Question:



Did G-d create evil? Surely, G-d made everything. So, although it is people who actually do evil, it was G-d who must have created the idea of evil. But if G-d is good, how could He create evil?



Answer:



Here's the paradox: goodness exists because G-d desired it; evil exists because G-d doesn't want it.



If a human wants something, but doesn't actually do anything about it, nothing happens. You may want a piece of cake, but a cake will not materialise unless someone bakes it.



But when you're a Divine Being, your desires create reality. With G-d, just wanting something makes it exist. After all, He is all-powerful; if He wants it, what can possibly stop it from being? He wanted a world, so it was. He wanted goodness, so it was.



Now, the same applies to G-d not wanting something: it, too, becomes reality. If G-d decides He doesn't want something, then that decision itself makes that thing exist. G-d's all-powerfulness means that even His not wanting creates. Evil is what G-d doesn't want.

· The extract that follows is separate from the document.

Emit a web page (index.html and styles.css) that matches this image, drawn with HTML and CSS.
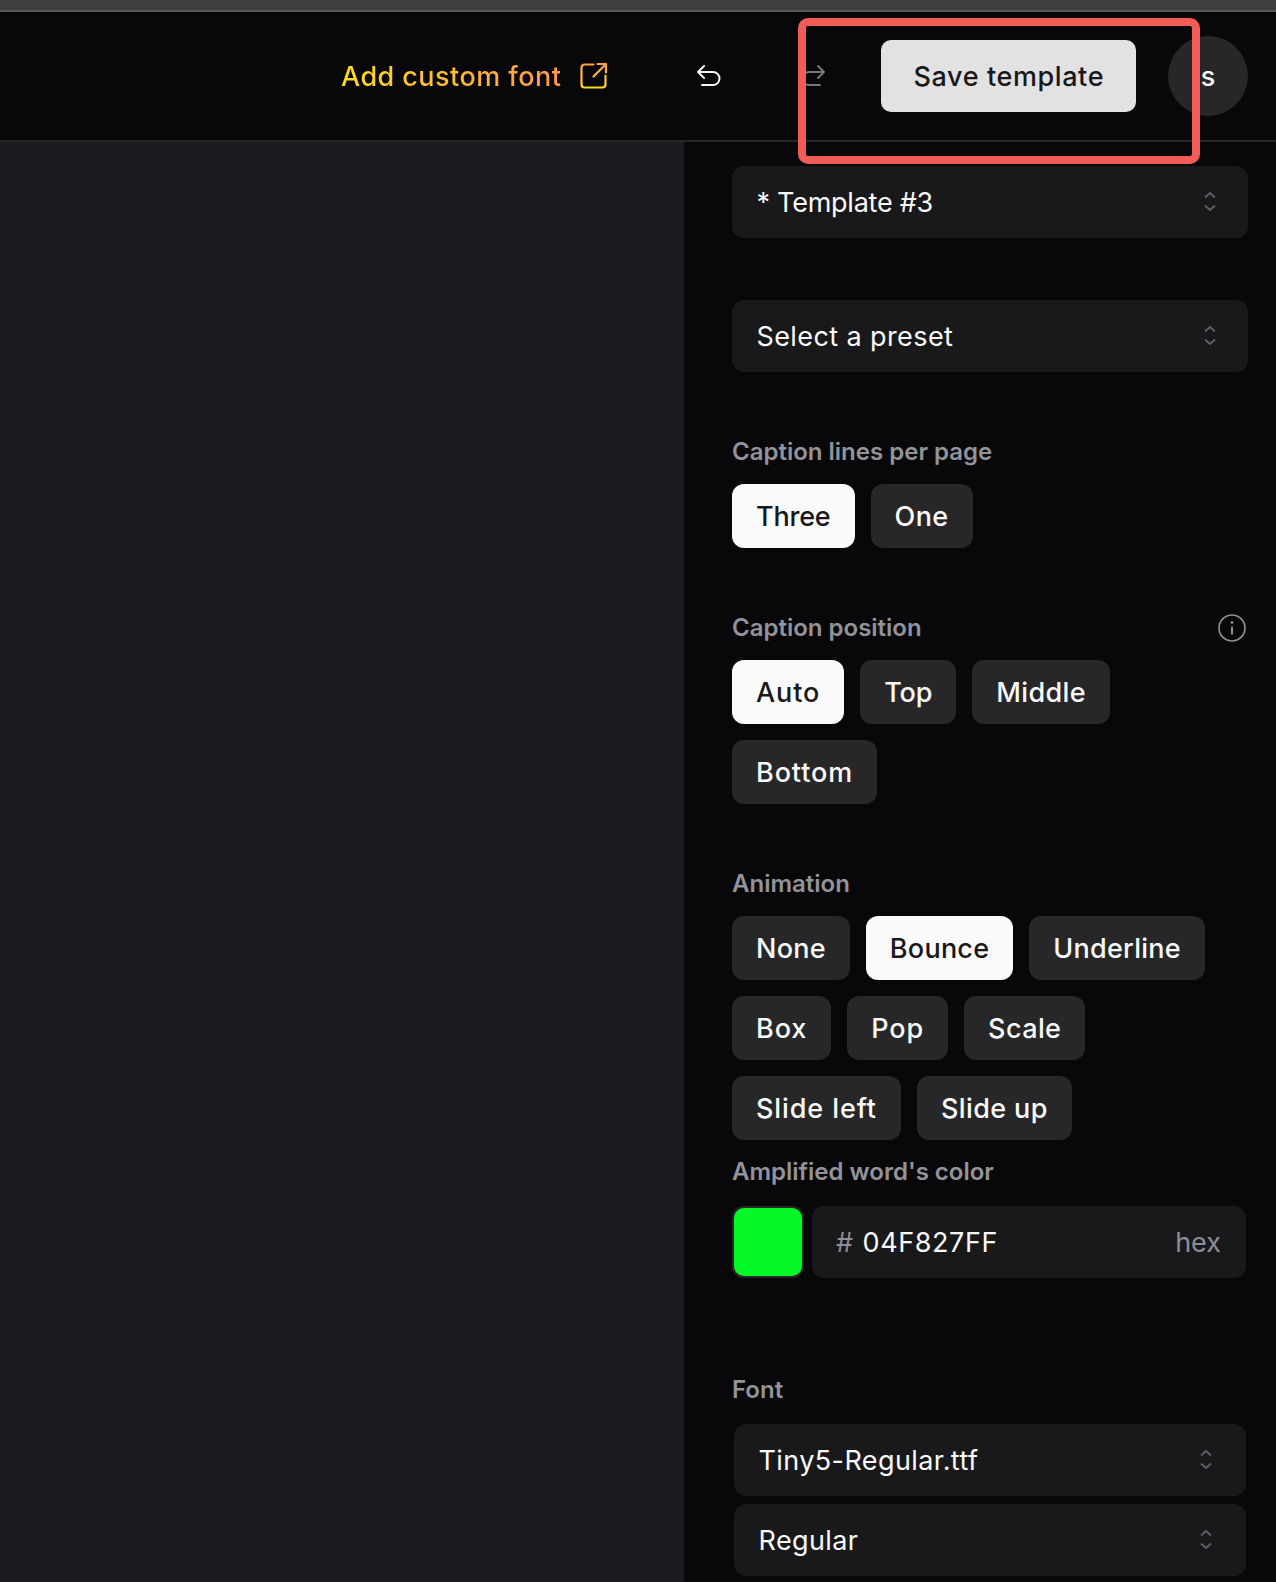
FILE: index.html
```html
<!DOCTYPE html>
<html lang="en">
<head>
<meta charset="utf-8">
<title>Template editor</title>
<link rel="stylesheet" href="styles.css">
</head>
<body>
<div class="app">
  <div class="strip"></div>
  <header class="topbar">
    <a class="custom-font"><span class="gradient-text">Add custom font</span>
      <svg class="ext-icon" width="28" height="28" viewBox="0 0 28 28" fill="none">
        <defs><linearGradient id="g" gradientUnits="userSpaceOnUse" x1="14" y1="1" x2="14" y2="27"><stop offset="0" stop-color="#ff9c4c"/><stop offset="1" stop-color="#ffdc1e"/></linearGradient></defs>
        <path d="M13.500 2.500H4.500a3 3 0 0 0-3 3v17a3 3 0 0 0 3 3h18a3 3 0 0 0 3-3v-9M17.500 2h8.500v8.500M25.500 2.500 13.500 14.500" stroke="url(#g)" stroke-width="2.200" stroke-linecap="round" stroke-linejoin="round"/>
      </svg>
    </a>
    <svg class="undo" width="26" height="22" viewBox="0 0 26 22" fill="none"><path d="M8 1 2 7l6 6M2 7h15a6.500 6.500 0 0 1 0 13H6" stroke="#f5f5f5" stroke-width="2" stroke-linecap="round" stroke-linejoin="round"/></svg>
    <svg class="redo" width="26" height="22" viewBox="0 0 26 22" fill="none"><path d="m18 1 6 6-6 6M24 7H9a6.500 6.500 0 0 0 0 13h11" stroke="#77777b" stroke-width="2" stroke-linecap="round" stroke-linejoin="round"/></svg>
    <button class="save">Save template</button>
    <div class="avatar">s</div>
  </header>
  <main class="main">
    <div class="canvas"></div>
    <aside class="panel">
      <div class="select"><span class="narrow">* Template #3</span>
        <svg class="chev" width="14" height="22" viewBox="0 0 14 22" fill="none"><path d="m2.500 6 4.500-4 4.500 4M2.500 15 7 19l4.500-4" stroke="#5f5f66" stroke-width="1.800" stroke-linecap="round" stroke-linejoin="round"/></svg></div>
      <div class="select preset"><span>Select a preset</span>
        <svg class="chev" width="14" height="22" viewBox="0 0 14 22" fill="none"><path d="m2.500 6 4.500-4 4.500 4M2.500 15 7 19l4.500-4" stroke="#5f5f66" stroke-width="1.800" stroke-linecap="round" stroke-linejoin="round"/></svg></div>

      <div class="label first">Caption lines per page</div>
      <div class="chips">
        <button class="chip on narrow">Three</button><button class="chip">One</button>
      </div>

      <div class="label with-info">Caption position
        <svg width="28" height="28" viewBox="0 0 28 28" fill="none"><circle cx="14" cy="14" r="13" stroke="#8e8e93" stroke-width="1.700"/><path d="M14 12.500v8" stroke="#a5a5aa" stroke-width="1.700"/><circle cx="14" cy="8.500" r="1.200" fill="#a5a5aa"/></svg>
      </div>
      <div class="chips">
        <button class="chip on wide">Auto</button><button class="chip narrow">Top</button><button class="chip">Middle</button><button class="chip wide">Bottom</button>
      </div>

      <div class="label">Animation</div>
      <div class="chips">
        <button class="chip snug">None</button><button class="chip on snug">Bounce</button><button class="chip snug">Underline</button><button class="chip wide">Box</button><button class="chip wide">Pop</button><button class="chip">Scale</button><button class="chip wide">Slide left</button><button class="chip">Slide up</button>
      </div>

      <div class="label tight">Amplified word's color</div>
      <div class="color-row">
        <div class="swatch"></div>
        <div class="hex-field"><span class="hash">#</span><span class="hex-value">04F827FF</span><span class="hex-unit">hex</span></div>
      </div>

      <div class="label font-label">Font</div>
      <div class="select inset"><span>Tiny5-Regular.ttf</span>
        <svg class="chev" width="14" height="22" viewBox="0 0 14 22" fill="none"><path d="m2.500 6 4.500-4 4.500 4M2.500 15 7 19l4.500-4" stroke="#5f5f66" stroke-width="1.800" stroke-linecap="round" stroke-linejoin="round"/></svg></div>
      <div class="select inset second"><span>Regular</span>
        <svg class="chev" width="14" height="22" viewBox="0 0 14 22" fill="none"><path d="m2.500 6 4.500-4 4.500 4M2.500 15 7 19l4.500-4" stroke="#5f5f66" stroke-width="1.800" stroke-linecap="round" stroke-linejoin="round"/></svg></div>
    </aside>
  </main>
  <div class="highlight"></div>
</div>
</body>
</html>
```
FILE: styles.css
```css
* { box-sizing: border-box; }
html, body { margin: 0; height: 100%; background: #08080a; overflow: hidden; }
body { font-family: Inter, "Liberation Sans", sans-serif; color: #fafafa; font-size: 27px; font-weight: 450; letter-spacing: 0.4px; }
button { font: inherit; letter-spacing: inherit; border: 0; }

.app { position: relative; height: 1582px; display: flex; flex-direction: column; overflow: hidden; }
.strip { height: 12px; flex: none; background: #3e3e3e; border-bottom: 2px solid #55555a; }

.topbar { flex: none; height: 130px; display: flex; align-items: center; background: #08080a; border-bottom: 2px solid #27272a; padding: 0 0 0 341px; }
.topbar > * { flex: none; }
.custom-font { display: flex; align-items: center; gap: 19px; font-weight: 500; letter-spacing: 0.45px; white-space: nowrap; }
.gradient-text { background: linear-gradient(90deg, #ffdc1e, #ff9a4d); -webkit-background-clip: text; background-clip: text; color: transparent; }
.ext-icon { display: block; flex: none; }
.undo { margin-left: 88px; }
.redo { margin-left: 78px; }
.save { margin-left: 55px; width: 255px; height: 72px; background: #e2e2e2; color: #18181b; border-radius: 10px; padding: 0; letter-spacing: 0.6px; }
.avatar { margin-left: 32px; width: 80px; height: 80px; border-radius: 50%; background: #27272a; display: flex; align-items: center; justify-content: center; font-weight: 500; }

.main { flex: 1; min-height: 0; display: flex; }
.canvas { flex: 1; background: #1b1c20; }
.panel { flex: none; width: 592px; padding: 24px 28px 0 48px; background: #08080a; }

.select { height: 72px; display: flex; align-items: center; justify-content: space-between; background: #19191c; border-radius: 12px; padding: 0 31.5px 0 24.5px; font-weight: 400; }
.select span { letter-spacing: 0.4px; }
.select .narrow { letter-spacing: -0.25px; }
.preset { margin-top: 62px; }
.inset { margin: 0 2px 0 2px; padding-right: 33px; }
.second { margin-top: 8px; }
.chev { display: block; }

.label { height: 32px; line-height: 32px; margin-top: 64px; margin-bottom: 16px; color: #93939a; font-size: 24px; font-weight: 600; letter-spacing: 0; display: flex; align-items: center; justify-content: space-between; }
.label.tight { margin-top: 16px; margin-bottom: 18px; }
.label.font-label { margin-top: 96px; margin-bottom: 18px; }
.with-info svg { margin-right: 2px; }

.chips { display: flex; flex-wrap: wrap; gap: 16px; }
.chip { height: 64px; padding: 0 24px; border-radius: 12px; background: #27272a; color: #fafafa; }
.chip.on { background: #fafafa; color: #18181b; }
.chip.narrow { letter-spacing: -0.2px; }
.chip.snug { letter-spacing: 0.25px; }
.chip.wide { letter-spacing: 0.9px; }

.color-row { display: flex; gap: 8px; margin-right: 2px; font-weight: 400; }
.swatch { flex: none; width: 72px; height: 72px; border-radius: 12px; background: #04f827; border: 2px solid #27272a; }
.hex-field { flex: 1; height: 72px; display: flex; align-items: center; background: #19191c; border-radius: 12px; padding: 0 25px 0 24px; }
.hash { color: #8e8e96; margin-right: 9px; }
.hex-value { flex: 1; letter-spacing: 0.6px; }
.hex-unit { color: #8e8e96; letter-spacing: 0; }

.highlight { position: absolute; left: 798px; top: 18px; width: 402px; height: 146px; border: 8px solid #f25c58; border-radius: 10px; pointer-events: none; }
```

So it exists.



But evil doesn't exist in the same way that goodness exists. G-d wants goodness, so its existence is true and everlasting. Evil exists as a negative, something G-d doesn't want, so its existence is flimsy and temporal. Evil is no more than an undesirable non-entity, a path not to be taken. By doing evil acts, we give evil more credit than it deserves. Our bad choices make evil into a truer existence than it really is.



In the end, evil can't prevail. It is an unwanted ghost, a temporary illusion, a thin facade. Over time, evil dissipates, no matter how menacing it may seem. Wicked empires crumble, rotten ideas become exposed, and goodness eventually shines through. That's what G-d wanted all along, but He leaves it to us to achieve.



The only way to banish the ghost of evil is to turn on the light of good.